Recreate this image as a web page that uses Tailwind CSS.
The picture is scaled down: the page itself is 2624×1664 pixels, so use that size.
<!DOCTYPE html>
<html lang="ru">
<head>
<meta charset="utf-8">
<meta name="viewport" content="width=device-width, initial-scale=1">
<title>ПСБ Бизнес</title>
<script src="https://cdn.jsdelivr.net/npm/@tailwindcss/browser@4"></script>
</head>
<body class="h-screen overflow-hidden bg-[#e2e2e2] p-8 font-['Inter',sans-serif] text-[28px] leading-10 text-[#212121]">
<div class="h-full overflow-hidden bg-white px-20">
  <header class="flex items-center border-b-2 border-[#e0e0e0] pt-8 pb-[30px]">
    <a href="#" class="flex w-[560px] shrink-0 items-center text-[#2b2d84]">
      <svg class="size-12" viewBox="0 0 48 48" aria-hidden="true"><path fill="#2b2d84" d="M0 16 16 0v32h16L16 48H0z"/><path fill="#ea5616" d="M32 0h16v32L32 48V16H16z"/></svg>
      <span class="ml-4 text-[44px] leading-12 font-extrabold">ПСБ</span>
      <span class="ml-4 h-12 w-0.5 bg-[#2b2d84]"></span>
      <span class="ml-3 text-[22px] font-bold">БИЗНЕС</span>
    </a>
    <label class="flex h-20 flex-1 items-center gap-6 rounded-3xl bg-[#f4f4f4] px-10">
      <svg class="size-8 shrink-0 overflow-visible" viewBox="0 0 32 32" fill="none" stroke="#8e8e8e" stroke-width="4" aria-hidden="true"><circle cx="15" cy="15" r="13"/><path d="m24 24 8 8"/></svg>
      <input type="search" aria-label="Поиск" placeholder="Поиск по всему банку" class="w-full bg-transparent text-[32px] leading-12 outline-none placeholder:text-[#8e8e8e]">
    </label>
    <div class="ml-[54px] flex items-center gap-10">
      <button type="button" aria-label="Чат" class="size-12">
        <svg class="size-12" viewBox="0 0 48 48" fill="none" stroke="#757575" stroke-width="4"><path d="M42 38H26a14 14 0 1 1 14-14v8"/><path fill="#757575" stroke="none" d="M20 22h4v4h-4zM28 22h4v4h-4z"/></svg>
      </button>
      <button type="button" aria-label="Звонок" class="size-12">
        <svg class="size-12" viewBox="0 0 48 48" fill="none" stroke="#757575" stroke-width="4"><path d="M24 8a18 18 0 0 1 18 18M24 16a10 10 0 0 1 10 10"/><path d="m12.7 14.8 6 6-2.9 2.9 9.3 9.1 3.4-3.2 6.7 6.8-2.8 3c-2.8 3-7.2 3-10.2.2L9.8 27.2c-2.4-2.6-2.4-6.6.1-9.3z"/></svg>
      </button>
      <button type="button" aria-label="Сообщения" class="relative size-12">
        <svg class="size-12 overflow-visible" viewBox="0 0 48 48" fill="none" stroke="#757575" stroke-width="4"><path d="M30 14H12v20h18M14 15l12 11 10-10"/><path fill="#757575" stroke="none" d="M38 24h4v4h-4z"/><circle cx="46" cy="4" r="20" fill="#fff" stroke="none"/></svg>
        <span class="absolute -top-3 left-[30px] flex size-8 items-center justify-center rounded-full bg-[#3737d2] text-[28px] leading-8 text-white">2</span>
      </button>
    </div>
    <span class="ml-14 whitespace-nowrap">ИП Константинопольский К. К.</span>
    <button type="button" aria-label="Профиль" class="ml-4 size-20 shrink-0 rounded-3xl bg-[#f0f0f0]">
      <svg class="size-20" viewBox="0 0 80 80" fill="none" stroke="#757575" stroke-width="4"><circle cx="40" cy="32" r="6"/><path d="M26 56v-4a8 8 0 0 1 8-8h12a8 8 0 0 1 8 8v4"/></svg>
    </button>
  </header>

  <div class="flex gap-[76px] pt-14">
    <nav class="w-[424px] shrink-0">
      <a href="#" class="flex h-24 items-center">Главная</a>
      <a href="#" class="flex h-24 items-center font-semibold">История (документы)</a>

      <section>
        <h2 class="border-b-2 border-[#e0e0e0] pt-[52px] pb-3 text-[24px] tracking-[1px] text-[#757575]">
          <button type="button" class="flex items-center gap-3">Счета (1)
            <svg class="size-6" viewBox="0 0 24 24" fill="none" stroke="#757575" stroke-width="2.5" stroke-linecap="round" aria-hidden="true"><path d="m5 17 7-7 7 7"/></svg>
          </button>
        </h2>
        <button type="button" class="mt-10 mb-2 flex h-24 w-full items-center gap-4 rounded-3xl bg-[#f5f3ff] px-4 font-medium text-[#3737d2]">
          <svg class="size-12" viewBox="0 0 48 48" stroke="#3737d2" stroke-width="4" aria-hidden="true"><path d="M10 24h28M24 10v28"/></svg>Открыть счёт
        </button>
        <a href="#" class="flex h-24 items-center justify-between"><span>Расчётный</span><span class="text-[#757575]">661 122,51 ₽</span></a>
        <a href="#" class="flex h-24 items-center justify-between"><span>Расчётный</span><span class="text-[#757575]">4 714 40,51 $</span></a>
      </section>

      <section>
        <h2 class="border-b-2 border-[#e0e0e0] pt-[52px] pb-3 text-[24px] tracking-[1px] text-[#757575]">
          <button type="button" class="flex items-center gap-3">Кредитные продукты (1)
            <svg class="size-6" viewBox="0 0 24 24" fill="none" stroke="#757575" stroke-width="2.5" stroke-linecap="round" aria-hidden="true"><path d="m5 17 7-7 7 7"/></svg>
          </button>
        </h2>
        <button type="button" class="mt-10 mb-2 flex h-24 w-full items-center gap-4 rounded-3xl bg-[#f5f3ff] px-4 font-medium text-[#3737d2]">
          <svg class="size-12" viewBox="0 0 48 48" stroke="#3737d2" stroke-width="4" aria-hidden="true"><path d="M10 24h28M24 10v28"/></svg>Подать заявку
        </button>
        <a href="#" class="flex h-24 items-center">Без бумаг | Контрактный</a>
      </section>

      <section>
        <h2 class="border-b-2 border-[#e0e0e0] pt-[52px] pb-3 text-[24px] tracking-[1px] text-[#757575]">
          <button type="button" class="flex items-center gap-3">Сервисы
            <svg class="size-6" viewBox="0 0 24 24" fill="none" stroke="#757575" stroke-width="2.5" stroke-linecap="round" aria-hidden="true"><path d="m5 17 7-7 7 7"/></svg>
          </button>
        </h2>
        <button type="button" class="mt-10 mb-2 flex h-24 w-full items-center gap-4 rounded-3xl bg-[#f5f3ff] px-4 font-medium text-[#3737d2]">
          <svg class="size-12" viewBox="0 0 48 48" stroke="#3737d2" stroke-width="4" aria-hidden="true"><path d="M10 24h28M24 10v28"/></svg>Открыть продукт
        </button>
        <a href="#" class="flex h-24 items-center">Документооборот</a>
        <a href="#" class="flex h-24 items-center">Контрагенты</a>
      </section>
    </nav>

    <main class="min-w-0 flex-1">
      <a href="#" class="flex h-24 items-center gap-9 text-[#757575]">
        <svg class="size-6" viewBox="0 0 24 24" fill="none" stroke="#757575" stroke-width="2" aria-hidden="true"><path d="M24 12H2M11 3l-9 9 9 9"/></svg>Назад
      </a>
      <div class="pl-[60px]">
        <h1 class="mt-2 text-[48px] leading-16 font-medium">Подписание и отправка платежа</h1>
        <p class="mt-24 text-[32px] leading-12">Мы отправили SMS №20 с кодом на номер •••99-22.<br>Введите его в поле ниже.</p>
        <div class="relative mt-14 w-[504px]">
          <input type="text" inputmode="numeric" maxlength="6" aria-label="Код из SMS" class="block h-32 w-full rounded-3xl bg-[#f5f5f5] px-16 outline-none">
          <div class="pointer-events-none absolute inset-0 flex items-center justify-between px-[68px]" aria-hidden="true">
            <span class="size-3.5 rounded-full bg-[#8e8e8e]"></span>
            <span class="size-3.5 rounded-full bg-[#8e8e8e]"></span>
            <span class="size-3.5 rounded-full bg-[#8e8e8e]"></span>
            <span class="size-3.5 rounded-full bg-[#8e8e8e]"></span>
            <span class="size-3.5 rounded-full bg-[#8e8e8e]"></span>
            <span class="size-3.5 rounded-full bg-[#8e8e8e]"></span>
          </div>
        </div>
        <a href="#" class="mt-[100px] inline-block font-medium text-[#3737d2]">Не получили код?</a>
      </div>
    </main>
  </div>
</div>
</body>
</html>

* * * * * * * * *

• [Written instruction]
Pick out the lines above that hold the string "page" and show them.

• [Response to the exercise]
Recreate this image as a web page that uses Tailwind CSS.
The picture is scaled down: the page itself is 2624×1664 pixels, so use that size.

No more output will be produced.